Putting the API in the same package actually meant that I had three build environments: the client bundle, the server bundle that handled the SSR, and the server itself. The latter was because of the custom Rsbuild configuration that affected stuff like import resolution, which meant that Rsbuild had to build it. It turned out to be way simpler to extract the API into a separate package which has its own separate build system.

Using Fastify at all was itself somewhat complicated since Rsbuild only exposes a connect-style middleware intended for express servers. Fortunately, with the exception of the websocket issue, Fastify’s express plugin worked without a hitch.

Rendering the App

Rsbuild by default includes its HTML plugin since most apps mount themselves inside a pre-rendered HTML shell. React requires that streaming SSR renders the entire HTML tree, which meant figuring out how to get the Rsbuild output injected into the app that it was rendering. It turns out that this was pretty easy, since Rsbuild offers a manifest option which will output a JSON file describing every asset that Rsbuild has emitted.

Having gotten the manifest emitted, it was a fairly simple matter of injecting the JS assets into the boostrapModules option of react-dom’s renderToPipeableStream function and rendering the CSS assets directly in the app’s <head>.

State

This was, in fact, the easy part. By this point, I had a pretty good development experience and working, streaming SSR. We could load data using React’s suspense APIs and it would stream the resulting markup over the wire directly to the browser. React would hydrate as soon as its module got loaded, so the page was as reactive as it could possibly be while still incrementally streaming.

However, one piece was still missing: state. On the server, the app created a new TS Query client and populated it with data as the renderer resolved suspense boundaries. But, how do we get this data to the client? TS Query supports (de)hydrating its query client, so this was the initial approach I took.

Streaming the Query Client

At this point, I’d followed the documentation of renderToPipeableStream that suggested starting the stream when the onShellReady callback is called.

onShellReady: A callback that fires right after the initial shell has been rendered. You can set the status code and call pipe here to start streaming. React will stream the additional content after the shell along with the inline <script> tags that replace the HTML loading fallbacks with the content.

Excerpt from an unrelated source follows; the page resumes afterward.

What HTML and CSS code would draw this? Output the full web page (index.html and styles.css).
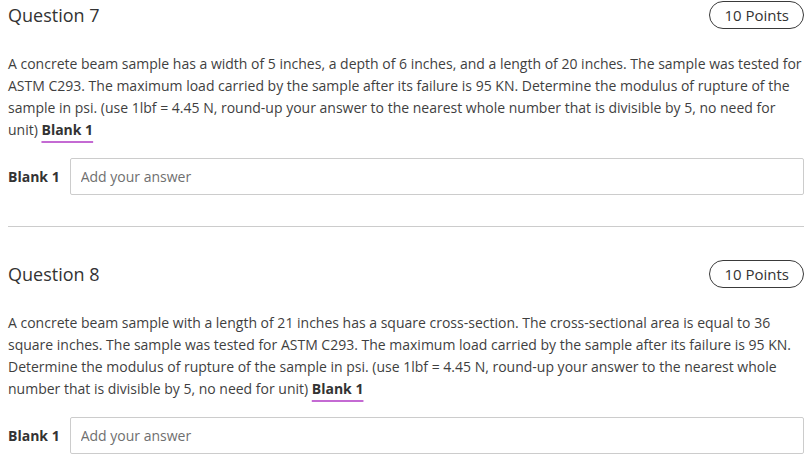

However, the shell is going to be ready well before all of the query data is available in the query client for dehydration. Thus, I setup an onAllReady callback that dehydrated the query client and wrote a script tag directly to the reply stream that set the encoded and dehydrated query client as a property on the window. When the main app module got loaded, it would check for this property and dehydrate the query client from it.

onAllReady: A callback that fires when all rendering is complete, including both the shell and all additional content. You can use this instead of onShellReady for crawlers and static generation. If you start streaming here, you won’t get any progressive loading. The stream will contain the final HTML.

This worked for toy implementations, but the astute reader has probably figured out that this approach is prone to race conditions since the main module could be loaded in any order relative to the React stream being complete. In fact, one could expect that, for every non-trivial case, the main module would load before the dehydrated query client is available.

Hydration Is Impossible

What I in fact need here is streaming hydration for TS Query clients. Interestingly, TS Query is actually building this in the form of @tanstack/react-query-next-experimental, but it’s clearly still extremely experimental and has no documentation at this point. It’s also clearly targeted at Next.js, which is a bit unfortunate since I do not intend to use Next.js.

There are, in fact, no existing solutions for this. Even if we exclude TS Query, every other state management library has no mechanism for streaming its state from the server. While React’s suspense is tantalizingly close to being helpful here by streaming its children’s props as they resolve, this unfortunately does nothing if you rely on centralized state management.

It’s entirely possible to serialize Flux, Zustand, Jotai, or any store really, and then rehydrate that state on the client. It’s just that, to do so properly, you need to somehow inject the serialized state into React’s HTTP stream.

What’s Next

Whether the meta-frameworks take this approach or are doing their own streaming, I’m not interested in digging so deeply into the React fundamentals to solve this problem for myself.

React would probably say to use component props with suspense, but this only works from the perspective of RSC where you can follow their example and create the promise on the server to pass it through to the client. It’s completely untenable to take this approach in an SSR world where the parent component can get re-rendered arbitrarily and would create a new promise every time.

Aside from this RSC-centric approach, React offers no solution. Thus, we’re back to a bespoke solution crafted by one of the meta-frameworks. I may give some of them another go, although I’m not particularly excited about the options on the table.